La doctrine allemande s’accorde sur le fait que, comme c’était le cas auparavant sous l’empire de l’article 28 de la loi introductive du code civil allemand (Einführungsgesetz zum bürgerlichen Gesetzbuche) avant l’entrée en vigueur du Règlement Rome I, la loi applicable est en principe celle du lieu de résidence habituelle de la caution car c’est l’engagement de la caution qui constitue la prestation caractéristique conformément à l’article 4 alinéa 2 du Règlement Rome I. En effet, même si le droit allemand considère le cautionnement comme étant intrinsèquement lié à l’obligation du contrat principal qu’il est censé garantir (Akzessorietät), le cautionnement doit être examiné de façon indépendante lorsqu’il s’agit de déterminer la loi applicable.

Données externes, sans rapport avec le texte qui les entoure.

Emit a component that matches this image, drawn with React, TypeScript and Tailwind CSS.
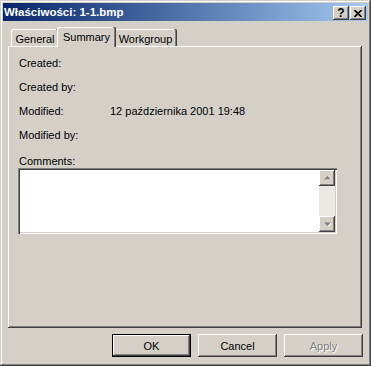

Toutefois, conformément à l’article 4 alinéa 3 du Règlement Rome I, la doctrine reconnaît que le contrat de cautionnement peut présenter des liens plus étroits avec le pays dans lequel le contrat principal ou bien d’autres relations contractuelles ont été conclues. Dans cette hypothèse, la loi applicable est celle du pays de la conclusion du contrat principal ou de ces autres contrats (Münchener Kommentar zum BGB, 6. Auflage 2015, Rn. 224 ; Beck’scher Onlinekommentar BGB, Rn. 60 ; Herberger/Martinek, Rüßmann, 7. Auflage 2014, Rn. 81 ; OLG Frankfurt, 30.11.1994, 14 U 180/93).

En résumé

Le droit français et le droit allemand tendent à une application similaire de l’article 4 du Règlement Rome I en matière de cautionnement international. À défaut de choix de loi applicable par les parties, le droit applicable est en principe celui du pays où réside la caution qui constitue en effet la prestation caractéristique du contrat. Cependant, lorsque le contrat présente des liens plus étroits avec un autre pays, c’est cette loi qui sera applicable. Par conséquent, nous conseillons vivement aux parties de contrats internationaux de veiller à ce que la compétence juridictionnelle (étatique ou arbitrale) ainsi que la loi applicable soient clairement stipulées dans leur contrat.